While countries worldwide will experience the fallout from this conflict, it will hit lower-income countries the hardest. Fewer supplies and higher food prices mean the world’s poor will be the first to suffer. We cannot allow this outcome, and we must refrain from turning inward. The current crisis calls for protecting and expanding trade to ensure stable, equitable access to necessities. Restricting trade will push a sustainable economic recovery out of reach and amplify the instability many countries are experiencing.
Here in the Western Hemisphere, we have seen the fallout of regional instability firsthand, in the form of mass migration from Central America. Over the past few years, we have had record numbers of immigrants attempt to cross our southern border, and a significant cause for this exodus is economic instability. Increasing trade and incentivizing investment in the region’s key industries can help generate long-term prosperity and stability and mitigate mass migration.

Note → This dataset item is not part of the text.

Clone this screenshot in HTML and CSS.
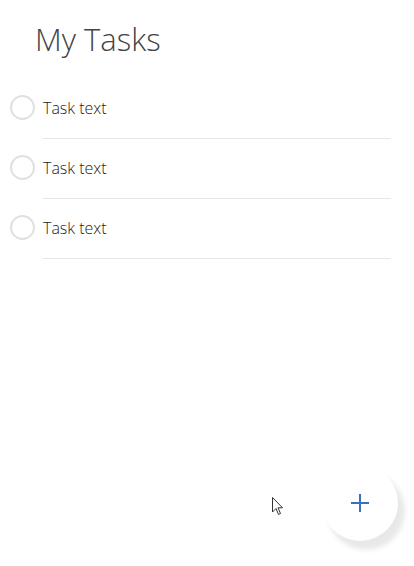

Textile and apparel manufacturing are great examples of industries that have the potential to generate immense economic opportunities and bring stability to Central America. However, the success of these industries is dependent on increased U.S. apparel sourcing from the region. In order to improve sourcing, our leaders must take steps to update and expand current trade policies that currently hinder the ability of these sectors to meet their full potential.
The Central American-Dominican Republic Free Trade Agreement (CAFTA-DR), in particular, lacks the incentives needed to encourage expanded production within the Western Hemisphere. As a result, CAFTA-DR’s utilization rate for apparel sourcing hit a record low last year. President Joe Biden and his administration can reverse this trend by prioritizing trade policies that incentivize manufacturers, investors, and major retailers to expand their engagement in CAFTA-DR countries. In doing so, President Biden could help promote the growth of sustainable manufacturing jobs throughout the region while mitigating the root causes of mass migration.
World Trade Month reminds us of the critical role that global trade plays in creating jobs and strengthening economies around the globe. Our leaders here in the Western Hemisphere can do more to support our allies and bring stability to the region by prioritizing smart trade policies that put workers first, promote equitable growth, and advance opportunity and stability throughout the region.
Beth Hughes is the vice president of trade and customs policy at the American Apparel & Footwear Association. The views expressed are the author's own.